- Your instructions -
Omit the pictures, then reproduce every remaining record exactly.

- Entries with page source code -
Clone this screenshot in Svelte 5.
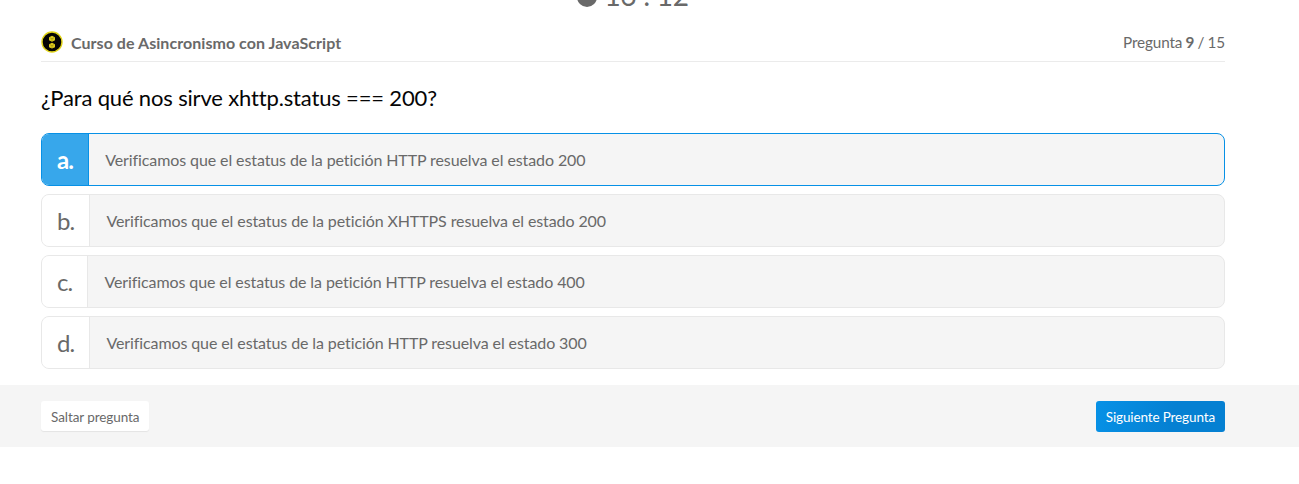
<script>
  const options = [
    { key: 'a', text: 'Verificamos que el estatus de la petición HTTP resuelva el estado 200' },
    { key: 'b', text: 'Verificamos que el estatus de la petición XHTTPS resuelva el estado 200' },
    { key: 'c', text: 'Verificamos que el estatus de la petición HTTP resuelva el estado 400' },
    { key: 'd', text: 'Verificamos que el estatus de la petición HTTP resuelva el estado 300' }
  ];
  let selected = $state('a');
</script>

<div class="page">
  <div class="timer">
    <svg width="20" height="20" viewBox="0 0 20 20"><circle cx="10" cy="10" r="10" fill="#696969" /></svg>
    <span>16 : 12</span>
  </div>
  <main>
    <header>
      <svg class="badge" width="22" height="22" viewBox="0 0 22 22">
        <circle cx="11" cy="11" r="10" fill="#050505" stroke="#e0d318" stroke-width="1.4" />
        <path d="M11 4.8 14 6.2V9.3L11 10.7 8 9.3V6.2ZM11 11.8 14 13.2V16.2L11 17.6 8 16.2V13.2Z" fill="#dccb1c" />
        <path d="M8.5 6.5 11 7.8 13.5 6.5M11 7.8V10.5M8.5 13.4 11 14.7 13.5 13.4M11 14.7V17.2" fill="none" stroke="#857916" stroke-width=".5" />
      </svg>
      <strong>Curso de Asincronismo con JavaScript</strong>
      <span class="count">Pregunta <b>9</b> / 15</span>
    </header>
    <h1>¿Para qué nos sirve xhttp.status === 200?</h1>
    <div class="options">
      {#each options as o}
        <button class="option" class:active={selected === o.key} onclick={() => (selected = o.key)}>
          <span class="key">{o.key}.</span><span class="text">{o.text}</span>
        </button>
      {/each}
    </div>
  </main>
  <footer>
    <button class="skip">Saltar pregunta</button>
    <button class="next">Siguiente Pregunta</button>
  </footer>
</div>

<style>
  :global(body) { background: #fff; }
  .page { height: 484px; overflow: hidden; font-family: Lato, sans-serif; color: #696969; }
  button { font-family: inherit; color: inherit; margin: 0; cursor: pointer; box-sizing: border-box; }
  .timer { display: flex; justify-content: center; align-items: center; gap: 7px; height: 36px; margin: -22px 33px 0 0; font-size: 28px; letter-spacing: -0.3px; }
  .timer svg { margin-top: 1px; }
  .timer span { line-height: 32px; padding-bottom: 3px; }
  main { width: 1184px; margin-left: 41px; }
  header { display: flex; align-items: center; height: 48px; border-bottom: 1px solid #ebebeb; padding-top: 9px; box-sizing: border-box; }
  strong { margin-left: 8px; font-size: 16px; letter-spacing: 0.05px; }
  .count { margin-left: auto; font-size: 15.3px; letter-spacing: -0.15px; word-spacing: -0.5px; }
  h1 { margin: 0; height: 71px; line-height: 71px; font-size: 22px; font-weight: 400; letter-spacing: -0.16px; color: #050505; }
  .options { display: grid; gap: 8px; }
  .option { display: flex; height: 53px; padding: 0; border: 1px solid #e8e8e8; border-radius: 8px; background: #f5f5f5; overflow: hidden; text-align: left; }
  .key { height: 100%; padding: 0 15px; background: #fff; border-right: 1px solid #e8e8e8; font-size: 24px; line-height: 51px; letter-spacing: -0.85px; }
  .text { padding-left: 16px; font-size: 16px; line-height: 51px; letter-spacing: -0.1px; }
  .active { border-color: #0791e6; }
  .active .key { background: #37a7eb; color: #fff; font-weight: 700; border-color: #0791e6; }
  footer { display: flex; justify-content: space-between; height: 62px; margin-top: 16px; padding: 16px 74px 0 41px; box-sizing: border-box; background: #f5f5f5; }
  footer button { height: 31px; border: 0; border-radius: 3px; padding: 0 10px; font-size: 13.5px; letter-spacing: -0.08px; }
  .skip { height: 30px; padding-top: 2px; background: #fff; box-shadow: 0 1px 1px #e4e4e4; }
  .next { background: linear-gradient(100deg, #0791e6, #0580d2 60%); color: #fff; letter-spacing: -0.13px; }
</style>
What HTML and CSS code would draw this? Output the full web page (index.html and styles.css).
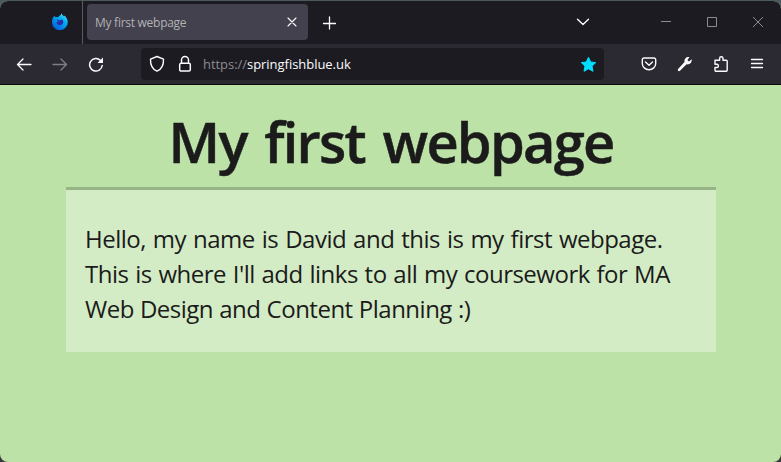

- Correct output -
Clone this screenshot in Svelte 5.
<script>
  const options = [
    { key: 'a', text: 'Verificamos que el estatus de la petición HTTP resuelva el estado 200' },
    { key: 'b', text: 'Verificamos que el estatus de la petición XHTTPS resuelva el estado 200' },
    { key: 'c', text: 'Verificamos que el estatus de la petición HTTP resuelva el estado 400' },
    { key: 'd', text: 'Verificamos que el estatus de la petición HTTP resuelva el estado 300' }
  ];
  let selected = $state('a');
</script>

<div class="page">
  <div class="timer">
    <svg width="20" height="20" viewBox="0 0 20 20"><circle cx="10" cy="10" r="10" fill="#696969" /></svg>
    <span>16 : 12</span>
  </div>
  <main>
    <header>
      <svg class="badge" width="22" height="22" viewBox="0 0 22 22">
        <circle cx="11" cy="11" r="10" fill="#050505" stroke="#e0d318" stroke-width="1.4" />
        <path d="M11 4.8 14 6.2V9.3L11 10.7 8 9.3V6.2ZM11 11.8 14 13.2V16.2L11 17.6 8 16.2V13.2Z" fill="#dccb1c" />
        <path d="M8.5 6.5 11 7.8 13.5 6.5M11 7.8V10.5M8.5 13.4 11 14.7 13.5 13.4M11 14.7V17.2" fill="none" stroke="#857916" stroke-width=".5" />
      </svg>
      <strong>Curso de Asincronismo con JavaScript</strong>
      <span class="count">Pregunta <b>9</b> / 15</span>
    </header>
    <h1>¿Para qué nos sirve xhttp.status === 200?</h1>
    <div class="options">
      {#each options as o}
        <button class="option" class:active={selected === o.key} onclick={() => (selected = o.key)}>
          <span class="key">{o.key}.</span><span class="text">{o.text}</span>
        </button>
      {/each}
    </div>
  </main>
  <footer>
    <button class="skip">Saltar pregunta</button>
    <button class="next">Siguiente Pregunta</button>
  </footer>
</div>

<style>
  :global(body) { background: #fff; }
  .page { height: 484px; overflow: hidden; font-family: Lato, sans-serif; color: #696969; }
  button { font-family: inherit; color: inherit; margin: 0; cursor: pointer; box-sizing: border-box; }
  .timer { display: flex; justify-content: center; align-items: center; gap: 7px; height: 36px; margin: -22px 33px 0 0; font-size: 28px; letter-spacing: -0.3px; }
  .timer svg { margin-top: 1px; }
  .timer span { line-height: 32px; padding-bottom: 3px; }
  main { width: 1184px; margin-left: 41px; }
  header { display: flex; align-items: center; height: 48px; border-bottom: 1px solid #ebebeb; padding-top: 9px; box-sizing: border-box; }
  strong { margin-left: 8px; font-size: 16px; letter-spacing: 0.05px; }
  .count { margin-left: auto; font-size: 15.3px; letter-spacing: -0.15px; word-spacing: -0.5px; }
  h1 { margin: 0; height: 71px; line-height: 71px; font-size: 22px; font-weight: 400; letter-spacing: -0.16px; color: #050505; }
  .options { display: grid; gap: 8px; }
  .option { display: flex; height: 53px; padding: 0; border: 1px solid #e8e8e8; border-radius: 8px; background: #f5f5f5; overflow: hidden; text-align: left; }
  .key { height: 100%; padding: 0 15px; background: #fff; border-right: 1px solid #e8e8e8; font-size: 24px; line-height: 51px; letter-spacing: -0.85px; }
  .text { padding-left: 16px; font-size: 16px; line-height: 51px; letter-spacing: -0.1px; }
  .active { border-color: #0791e6; }
  .active .key { background: #37a7eb; color: #fff; font-weight: 700; border-color: #0791e6; }
  footer { display: flex; justify-content: space-between; height: 62px; margin-top: 16px; padding: 16px 74px 0 41px; box-sizing: border-box; background: #f5f5f5; }
  footer button { height: 31px; border: 0; border-radius: 3px; padding: 0 10px; font-size: 13.5px; letter-spacing: -0.08px; }
  .skip { height: 30px; padding-top: 2px; background: #fff; box-shadow: 0 1px 1px #e4e4e4; }
  .next { background: linear-gradient(100deg, #0791e6, #0580d2 60%); color: #fff; letter-spacing: -0.13px; }
</style>
What HTML and CSS code would draw this? Output the full web page (index.html and styles.css).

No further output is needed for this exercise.